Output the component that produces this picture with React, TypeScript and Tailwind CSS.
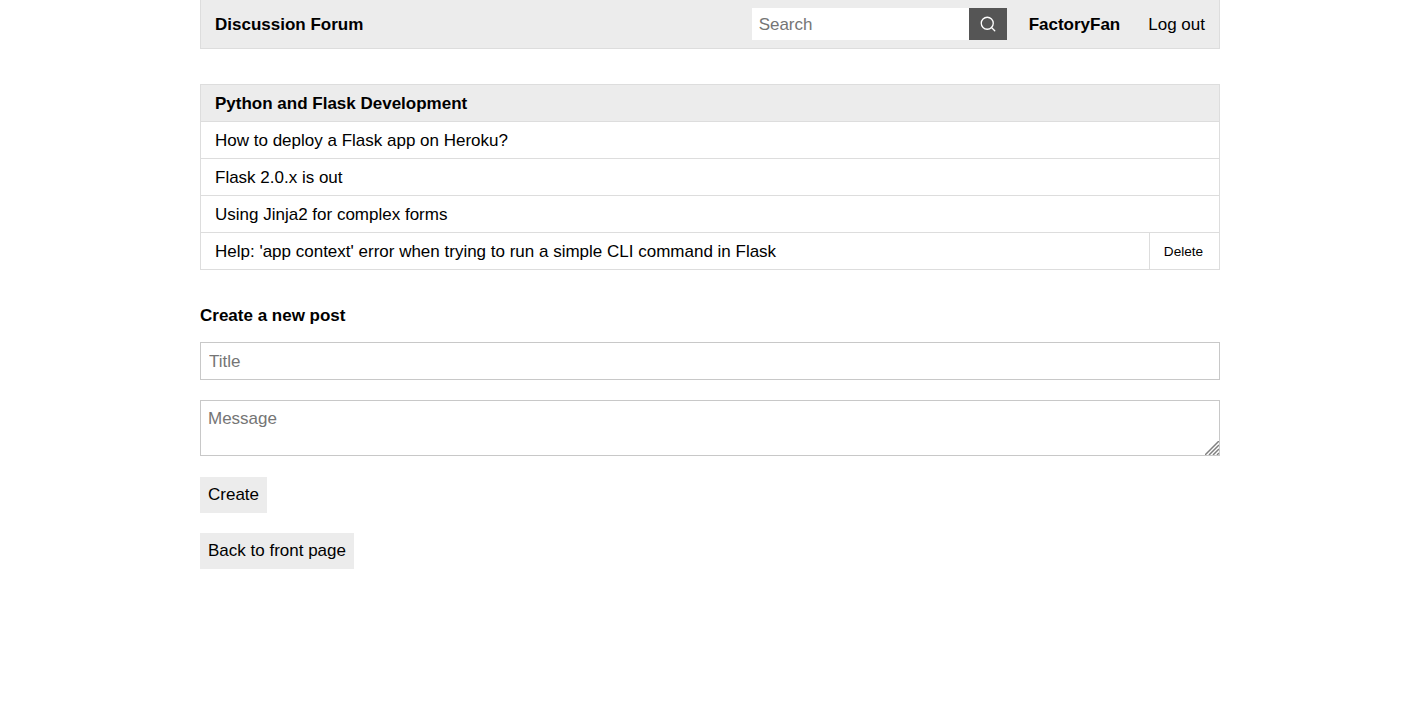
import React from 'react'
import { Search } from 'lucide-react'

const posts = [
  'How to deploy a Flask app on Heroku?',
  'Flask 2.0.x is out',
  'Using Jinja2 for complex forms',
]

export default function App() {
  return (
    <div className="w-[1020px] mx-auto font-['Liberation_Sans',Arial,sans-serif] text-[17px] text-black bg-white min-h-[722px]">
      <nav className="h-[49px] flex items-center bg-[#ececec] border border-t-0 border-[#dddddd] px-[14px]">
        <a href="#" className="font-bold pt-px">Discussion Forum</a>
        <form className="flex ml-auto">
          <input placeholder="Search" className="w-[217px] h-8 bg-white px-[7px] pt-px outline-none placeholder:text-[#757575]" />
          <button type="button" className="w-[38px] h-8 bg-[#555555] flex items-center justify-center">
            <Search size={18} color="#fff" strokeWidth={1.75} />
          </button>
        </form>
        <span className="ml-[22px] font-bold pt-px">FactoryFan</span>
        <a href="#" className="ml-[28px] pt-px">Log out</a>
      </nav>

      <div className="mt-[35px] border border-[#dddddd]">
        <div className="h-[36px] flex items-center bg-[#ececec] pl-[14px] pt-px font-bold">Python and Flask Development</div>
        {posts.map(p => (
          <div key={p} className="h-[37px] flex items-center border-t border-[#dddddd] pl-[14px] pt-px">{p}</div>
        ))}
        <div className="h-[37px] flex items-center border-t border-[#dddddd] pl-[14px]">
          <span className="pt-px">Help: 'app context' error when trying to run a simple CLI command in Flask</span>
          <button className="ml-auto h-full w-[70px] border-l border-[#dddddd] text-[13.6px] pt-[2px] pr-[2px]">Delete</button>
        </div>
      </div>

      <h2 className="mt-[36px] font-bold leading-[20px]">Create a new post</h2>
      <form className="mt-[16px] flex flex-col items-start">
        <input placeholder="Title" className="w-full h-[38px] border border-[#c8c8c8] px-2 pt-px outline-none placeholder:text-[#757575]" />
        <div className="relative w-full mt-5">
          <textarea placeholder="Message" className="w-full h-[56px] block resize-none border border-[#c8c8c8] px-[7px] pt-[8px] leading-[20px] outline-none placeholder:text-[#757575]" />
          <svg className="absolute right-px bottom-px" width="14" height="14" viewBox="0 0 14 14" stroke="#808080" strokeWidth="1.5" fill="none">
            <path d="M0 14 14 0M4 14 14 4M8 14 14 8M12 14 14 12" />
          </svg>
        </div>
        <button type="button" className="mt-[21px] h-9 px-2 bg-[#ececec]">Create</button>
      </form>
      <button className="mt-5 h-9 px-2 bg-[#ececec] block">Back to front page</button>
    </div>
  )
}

___

WHAT YOU WILL DO: Drop the images and repeat the data exactly.

TASK RESPONSE:
Output the component that produces this picture with React, TypeScript and Tailwind CSS.
import React from 'react'
import { Search } from 'lucide-react'

const posts = [
  'How to deploy a Flask app on Heroku?',
  'Flask 2.0.x is out',
  'Using Jinja2 for complex forms',
]

export default function App() {
  return (
    <div className="w-[1020px] mx-auto font-['Liberation_Sans',Arial,sans-serif] text-[17px] text-black bg-white min-h-[722px]">
      <nav className="h-[49px] flex items-center bg-[#ececec] border border-t-0 border-[#dddddd] px-[14px]">
        <a href="#" className="font-bold pt-px">Discussion Forum</a>
        <form className="flex ml-auto">
          <input placeholder="Search" className="w-[217px] h-8 bg-white px-[7px] pt-px outline-none placeholder:text-[#757575]" />
          <button type="button" className="w-[38px] h-8 bg-[#555555] flex items-center justify-center">
            <Search size={18} color="#fff" strokeWidth={1.75} />
          </button>
        </form>
        <span className="ml-[22px] font-bold pt-px">FactoryFan</span>
        <a href="#" className="ml-[28px] pt-px">Log out</a>
      </nav>

      <div className="mt-[35px] border border-[#dddddd]">
        <div className="h-[36px] flex items-center bg-[#ececec] pl-[14px] pt-px font-bold">Python and Flask Development</div>
        {posts.map(p => (
          <div key={p} className="h-[37px] flex items-center border-t border-[#dddddd] pl-[14px] pt-px">{p}</div>
        ))}
        <div className="h-[37px] flex items-center border-t border-[#dddddd] pl-[14px]">
          <span className="pt-px">Help: 'app context' error when trying to run a simple CLI command in Flask</span>
          <button className="ml-auto h-full w-[70px] border-l border-[#dddddd] text-[13.6px] pt-[2px] pr-[2px]">Delete</button>
        </div>
      </div>

      <h2 className="mt-[36px] font-bold leading-[20px]">Create a new post</h2>
      <form className="mt-[16px] flex flex-col items-start">
        <input placeholder="Title" className="w-full h-[38px] border border-[#c8c8c8] px-2 pt-px outline-none placeholder:text-[#757575]" />
        <div className="relative w-full mt-5">
          <textarea placeholder="Message" className="w-full h-[56px] block resize-none border border-[#c8c8c8] px-[7px] pt-[8px] leading-[20px] outline-none placeholder:text-[#757575]" />
          <svg className="absolute right-px bottom-px" width="14" height="14" viewBox="0 0 14 14" stroke="#808080" strokeWidth="1.5" fill="none">
            <path d="M0 14 14 0M4 14 14 4M8 14 14 8M12 14 14 12" />
          </svg>
        </div>
        <button type="button" className="mt-[21px] h-9 px-2 bg-[#ececec]">Create</button>
      </form>
      <button className="mt-5 h-9 px-2 bg-[#ececec] block">Back to front page</button>
    </div>
  )
}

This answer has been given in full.